Gleichzeitig wird die europäische Wirtschaft immer abhängiger von Importen, auch aus geopolitisch sensiblen Ländern. China ist hierbei nur das prominenteste Beispiel, wenngleich das bedeutendste: Die EU ist laut Berechnungen von MERICS bei 421 von insgesamt 5.113 Produktkategorien abhängig von Importen aus dem Reich der Mitte. 12% Abhängigkeit als wenig abzutun wäre ein Trugschluss. Schließlich handelt es sich bei vielen dieser Abhängigkeiten um kritische Komponenten oder Vorprodukte wie seltene Erden, Magneten oder elektronische Bauteile, ohne die eine Produktion anderer Güter unmöglich oder erheblich erschwert ist.
Die mit den geopolitischen Entwicklungen einhergehenden Geschäftsrisiken können nicht isoliert betrachtet werden. Ihre Auswirkungen sind in jedem Bereich eines Unternehmens spürbar, angefangen bei der Beschaffung (z.B. chinesische Exportkontrollen auf kritische Rohmaterialien wie Antimon), über Forschung & Entwicklung (z.B. niederländische Ausfuhrbeschränkungen für fortschrittliche Chip-Technologie), bis hin zum Vertrieb (z.B. die von Donald Trump angekündigten Universalzölle in Höhe von 10 – 20 %).

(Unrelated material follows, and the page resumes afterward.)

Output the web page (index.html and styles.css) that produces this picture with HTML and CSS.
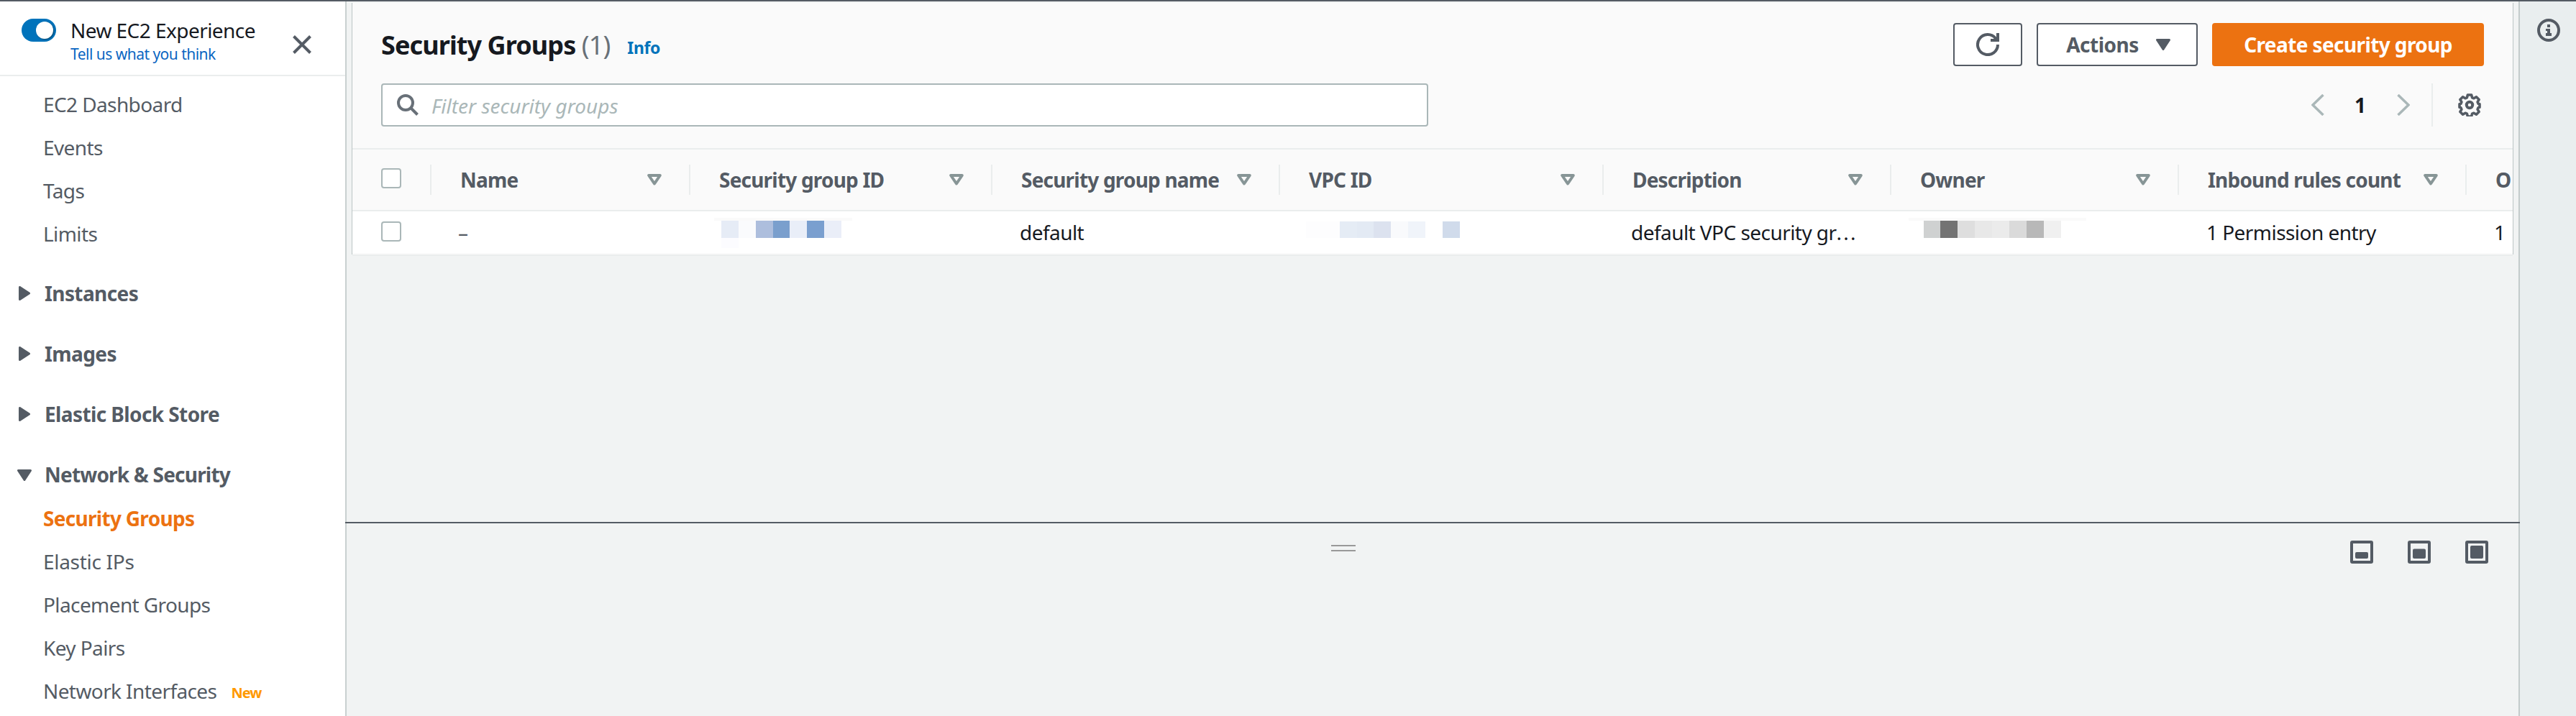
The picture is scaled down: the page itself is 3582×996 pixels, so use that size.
FILE: index.html
```html
<!DOCTYPE html>
<html lang="en">
<head>
<meta charset="utf-8">
<title>Security Groups | EC2</title>
<link rel="stylesheet" href="styles.css">
</head>
<body>
<svg class="defs" aria-hidden="true">
  <symbol id="sort" viewBox="0 0 20 16"><path d="M2.200 2h15.600L10 13.500z" fill="none" stroke="#879596" stroke-width="4" stroke-linejoin="round"/></symbol>
  <symbol id="right" viewBox="0 0 16 20"><path d="M1.500 1.500v17l13-8.500z" fill="#545b64" stroke="#545b64" stroke-width="3" stroke-linejoin="round"/></symbol>
  <symbol id="down" viewBox="0 0 20 16"><path d="M1.500 1.500h17L10 14.500z" fill="#545b64" stroke="#545b64" stroke-width="3" stroke-linejoin="round"/></symbol>
</svg>
<div class="app">
  <nav class="nav">
    <header class="nav-head">
      <span class="toggle"><i></i></span>
      <div class="nav-title">
        <div class="experience"><span>New EC2 Experience</span></div>
        <a class="feedback"><span>Tell us what you think</span></a>
      </div>
      <svg class="close" viewBox="0 0 26 26"><path d="M1.500 1.500l23 23M24.500 1.500l-23 23" stroke="#545b64" stroke-width="4"/></svg>
    </header>
    <ul class="links">
      <li><span>EC2 Dashboard</span></li><li><span>Events</span></li><li><span>Tags</span></li><li><span>Limits</span></li>
    </ul>
    <div class="sections">
      <div class="section"><svg class="tri-r"><use href="#right"/></svg><span>Instances</span></div>
      <div class="section"><svg class="tri-r"><use href="#right"/></svg><span>Images</span></div>
      <div class="section"><svg class="tri-r"><use href="#right"/></svg><span>Elastic Block Store</span></div>
      <div class="section"><svg class="tri-d"><use href="#down"/></svg><span class="tight">Network &amp; Security</span></div>
    </div>
    <ul class="links sub">
      <li class="active"><span>Security Groups</span></li><li class="wide"><span>Elastic IPs</span></li><li><span>Placement Groups</span></li><li><span>Key Pairs</span></li><li><span>Network Interfaces</span><b class="new">New</b></li>
    </ul>
  </nav>
  <main class="main">
    <section class="upper">
      <div class="card">
        <div class="title-row">
          <h1><span>Security Groups</span> <span class="count">(1)</span></h1>
          <a class="info">Info</a>
          <div class="actions">
            <button class="btn icon"><svg width="32" height="32" viewBox="0 0 32 32"><path d="M30 16a14 14 0 1 1-3-8.600l2 2.600M30 0v10H20" fill="none" stroke="#545b64" stroke-width="4"/></svg></button>
            <button class="btn menu"><span>Actions</span><svg class="tri-d"><use href="#down"/></svg></button>
            <button class="btn primary"><span>Create security group</span></button>
          </div>
        </div>
        <div class="filter-row">
          <div class="search"><svg width="30" height="30" viewBox="0 0 30 30"><circle cx="12" cy="12" r="10" fill="none" stroke="#687078" stroke-width="4"/><path d="M19 19l9.500 9.500" stroke="#687078" stroke-width="4"/></svg><span>Filter security groups</span></div>
          <div class="pager">
            <svg width="18" height="30" viewBox="0 0 18 30"><path d="M16.500 1L2 15l14.500 14" fill="none" stroke="#aab7b8" stroke-width="3.500"/></svg>
            <b>1</b>
            <svg width="18" height="30" viewBox="0 0 18 30"><path d="M1.500 1L16 15 1.500 29" fill="none" stroke="#aab7b8" stroke-width="3.500"/></svg>
          </div>
          <div class="prefs"><svg width="32" height="32" viewBox="0 0 32 32"><path d="M13.400 2h5.200l1 3.800 2.400 1 3.400-2 3.700 3.700-2 3.400 1 2.400 1.900.5v4.400l-1.900.5-1 2.400 2 3.400-3.700 3.700-3.400-2-2.400 1-1 3.800h-5.200l-1-3.800-2.400-1-3.400 2L2.900 25.500l2-3.400-1-2.400L2 19.200v-4.400l1.900-.5 1-2.400-2-3.400 3.700-3.700 3.400 2 2.400-1z" fill="none" stroke="#545b64" stroke-width="3.600" stroke-linejoin="round"/><circle cx="16" cy="16" r="4.200" fill="none" stroke="#545b64" stroke-width="4"/></svg></div>
        </div>
        <div class="grid head">
          <div class="check"><i></i></div>
          <div class="col"><span>Name</span><svg class="sort"><use href="#sort"/></svg></div>
          <div class="col"><span>Security group ID</span><svg class="sort"><use href="#sort"/></svg></div>
          <div class="col"><span>Security group name</span><svg class="sort"><use href="#sort"/></svg></div>
          <div class="col"><span>VPC ID</span><svg class="sort"><use href="#sort"/></svg></div>
          <div class="col"><span>Description</span><svg class="sort"><use href="#sort"/></svg></div>
          <div class="col"><span>Owner</span><svg class="sort"><use href="#sort"/></svg></div>
          <div class="col"><span>Inbound rules count</span><svg class="sort"><use href="#sort"/></svg></div>
          <div class="col last"><span>O</span></div>
        </div>
        <div class="grid row">
          <div class="check"><i></i></div>
          <div class="cell dash"><span>–</span></div>
          <div class="mosaic"><svg width="200" height="44" viewBox="993 302 200 44" shape-rendering="crispEdges"><path fill="#fafafa" d="M993 303h192v4H993z"/><path fill="#e6ecf6" d="M1003 307h24v24h-24z"/><path fill="#fafbfd" d="M1027 307h24v24h-24z"/><path fill="#adbedd" d="M1051 307h24v24h-24z"/><path fill="#7a9fcd" d="M1075 307h23v24h-23z"/><path fill="#e9eef8" d="M1098 307h24v24h-24z"/><path fill="#7a9fcf" d="M1122 307h24v24h-24z"/><path fill="#eaeef8" d="M1146 307h24v24h-24z"/><path fill="#fcfcff" d="M1003 331h24v14h-24z"/></svg></div>
          <div class="cell"><span>default</span></div>
          <div class="mosaic"><svg width="240" height="44" viewBox="1813 302 240 44" shape-rendering="crispEdges"><path fill="#fdfdfe" d="M1816 308h47v23h-47z"/><path fill="#e5ecf5" d="M1863 308h24v23h-24z"/><path fill="#e3eaf4" d="M1887 308h23v23h-23z"/><path fill="#dce2ef" d="M1910 308h24v23h-24z"/><path fill="#f9fafc" d="M1934 308h24v23h-24z"/><path fill="#f0f4fa" d="M1958 308h24v23h-24z"/><path fill="#d0dbeb" d="M2006 308h24v23h-24z"/></svg></div>
          <div class="cell"><span>default VPC security gr<span class="dots">...</span></span></div>
          <div class="mosaic"><svg width="260" height="44" viewBox="2663 302 260 44" shape-rendering="crispEdges" overflow="visible"><path fill="#fafafa" d="M2654 303h247v4h-247z"/><path fill="#cfd1d1" d="M2675 307h23v24h-23z"/><path fill="#737373" d="M2698 307h24v24h-24z"/><path fill="#dedede" d="M2722 307h24v24h-24z"/><path fill="#e8e8e8" d="M2746 307h24v24h-24z"/><path fill="#ebebeb" d="M2770 307h24v24h-24z"/><path fill="#dadada" d="M2794 307h24v24h-24z"/><path fill="#b8b8b8" d="M2818 307h24v24h-24z"/><path fill="#f0f0f0" d="M2842 307h24v24h-24z"/></svg></div>
          <div class="cell"><span>1 Permission entry</span></div>
          <div class="cell"><span>1</span></div>
        </div>
      </div>
    </section>
    <section class="split">
      <div class="handle"></div>
      <div class="sizes">
        <svg viewBox="0 0 32 32"><rect x="2" y="2" width="28" height="28" rx="1" fill="none" stroke="#545b64" stroke-width="4"/><rect x="7" y="16" width="18" height="9" rx="2" fill="#545b64"/></svg>
        <svg viewBox="0 0 32 32"><rect x="2" y="2" width="28" height="28" rx="1" fill="none" stroke="#545b64" stroke-width="4"/><rect x="7" y="11.500" width="18" height="13.500" rx="2" fill="#545b64"/></svg>
        <svg viewBox="0 0 32 32"><rect x="2" y="2" width="28" height="28" rx="1" fill="none" stroke="#545b64" stroke-width="4"/><rect x="7" y="7" width="18" height="18" rx="2" fill="#545b64"/></svg>
      </div>
    </section>
  </main>
  <aside class="tools"><svg width="32" height="32" viewBox="0 0 32 32"><circle cx="16" cy="16" r="14" fill="none" stroke="#545b64" stroke-width="4"/><path d="M14 8h4v4h-4zM12 14h6v6h2v4h-8v-4h2v-3h-2z" fill="#545b64"/></svg></aside>
</div>
</body>
</html>
```
FILE: styles.css
```css
* { box-sizing: border-box; }
body { margin: 0; background: #f1f3f3; color: #16191f; font: 28px/40px "Noto Sans", "Open Sans", sans-serif; letter-spacing: -0.6px; }
svg { display: block; flex: none; }
span, a { white-space: nowrap; }
.defs { position: absolute; width: 0; height: 0; }
.app { display: flex; height: 996px; border-top: 2px solid #545b64; overflow: hidden; }

.nav { width: 480px; flex: none; background: #fff; color: #545b64; }
.nav-head { display: flex; height: 104px; padding-left: 30px; border-bottom: 2px solid #eaeded; }
.toggle { width: 48px; height: 32px; margin-top: 24px; border-radius: 16px; background: #0073bb; padding: 4px; display: flex; justify-content: flex-end; flex: none; }
.toggle i { width: 24px; height: 24px; border-radius: 50%; background: #fff; box-shadow: 1px 1px 2px rgba(0, 28, 36, .5); }
.nav-title { width: 308px; padding: 20px 0 0 20px; flex: none; }
.experience { color: #16191f; line-height: 40px; letter-spacing: -0.55px; }
.feedback { display: block; color: #0a66c2; font-size: 21px; line-height: 26px; letter-spacing: -0.52px; }
.close { width: 26px; height: 26px; margin: 47px 0 0 21px; }
.links { list-style: none; margin: 0; padding: 9px 0 0 60px; line-height: 60px; }
.links li { height: 60px; display: flex; }
.links .wide { letter-spacing: -0.3px; }
.sub { padding-top: 1px; }
.links .active { color: #ec7211; font-weight: 700; letter-spacing: -0.7px; }
.new { margin-left: 20px; padding-top: 3px; color: #ff9900; font-size: 20px; letter-spacing: -0.9px; }
.sections { display: grid; gap: 24px; padding-top: 23px; }
.section { height: 60px; display: flex; align-items: center; font-weight: 700; line-height: 60px; }
.section .tight { letter-spacing: -0.8px; }
.tri-r { width: 16px; height: 20px; margin: 0 0 0 26px; }
.section .tri-r + span { padding-left: 20px; }
.tri-d { width: 20px; height: 16px; }
.section .tri-d { margin: 2px 0 0 24px; }
.section .tri-d + span { padding-left: 18px; }

.main { width: 3024px; flex: none; display: flex; flex-direction: column; box-shadow: inset 2px 0 #c9d0d0, inset -2px 0 #c3cbcb; }
.upper { height: 724px; padding: 2px 10px 0; flex: none; }
.card { height: 350px; background: #fafafa; box-shadow: -1px 0 #bcc5c5, 1px 0 #bcc5c5, 0 2px #eaeded; overflow: hidden; }
.title-row { display: flex; align-items: flex-start; height: 112px; padding: 28px 40px 0; }
h1 { margin: 0; font-size: 36px; line-height: 61px; letter-spacing: -0.9px; }
.count { font-weight: 400; color: #687078; }
.info { margin: 6px 0 0 24px; color: #0073bb; font-size: 23px; font-weight: 700; line-height: 56px; letter-spacing: -0.4px; }
.actions { margin-left: auto; display: flex; gap: 20px; }
.btn { height: 60px; border: 2px solid #545b64; border-radius: 4px; background: #fff; color: #545b64; font: inherit; font-weight: 700; letter-spacing: inherit; padding: 0; display: flex; align-items: center; justify-content: center; }
.icon { width: 96px; }
.menu { width: 224px; gap: 24px; padding-left: 3px; letter-spacing: -0.5px; }
.primary { width: 378px; color: #fff; background: #ec7211; border-color: #ec7211; }
.filter-row { display: flex; height: 90px; padding: 0 40px; }
.search { display: flex; align-items: center; width: 1456px; height: 60px; border: 2px solid #aab7b8; border-radius: 4px; background: #fff; padding-left: 20px; gap: 18px; color: #aab7b8; font-style: italic; letter-spacing: 0; }
.search span { padding-top: 2px; }
.pager { margin-left: auto; height: 60px; display: flex; align-items: center; gap: 45px; }
.pager b { width: 15px; margin: 0 -1px 0 -3px; }
.prefs { height: 60px; display: flex; align-items: center; border-left: 2px solid #eaeded; margin-left: 30px; padding: 0 4px 0 35px; }
.grid { display: grid; grid-template-columns: 110px 360px 420px 400px 450px 400px 400px 400px 64px; }
.head { height: 88px; border-top: 2px solid #eaeded; border-bottom: 2px solid #eaeded; color: #545b64; font-weight: 700; letter-spacing: -0.8px; align-items: center; }
.check, .col { height: 42px; border-right: 2px solid #eaeded; display: flex; align-items: center; }
.check { padding-left: 40px; }
.check i { width: 28px; height: 28px; border: 2px solid #aab7b8; border-radius: 4px; background: #fff; }
.head .check i { margin-bottom: 4px; }
.col { padding: 0 38px 0 40px; justify-content: space-between; }
.last { border: 0; padding-right: 0; }
.sort { width: 20px; height: 16px; }
.row { height: 58px; background: #fff; align-items: center; }
.row .check { border: 0; }
.row .check i { margin-bottom: 2px; }
.cell { padding-left: 38px; letter-spacing: -0.55px; }
.dash { padding-left: 37px; color: #545b64; }
.dots { letter-spacing: 2.2px; }
.mosaic { padding: 2px 0 0 33px; }

.split { flex: 1; border-top: 2px solid #545b64; padding-right: 44px; display: grid; grid-template-columns: 1fr auto; align-items: start; }
.handle { width: 34px; height: 9px; margin: 30px 0 0 1371px; border-top: 2px solid #999; border-bottom: 2px solid #999; }
.sizes { display: flex; gap: 48px; margin-top: 24px; }
.sizes svg { width: 32px; height: 32px; }
.tools { flex: 1; background: #e9eeef; padding: 24px 0 0 24px; }
```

In den letzten Jahren wurden daher die richtigen Überlegungen getroffen, geoökonomische Risiken als Querschnittsthema zentral im Unternehmen und in Unternehmensstrategien zu verankern. Richtig ist, dass ein tiefgreifendes Verständnis für geopolitische Zusammenhänge und Wechselwirkungen zentral ist, damit man sich nicht von einer Abhängigkeit in die nächste begibt. Dafür müssen Unternehmen Fachexpertise aufbauen, um früh Risiken zu erkennen und im Ernstfall schnell reaktionsfähig zu sein.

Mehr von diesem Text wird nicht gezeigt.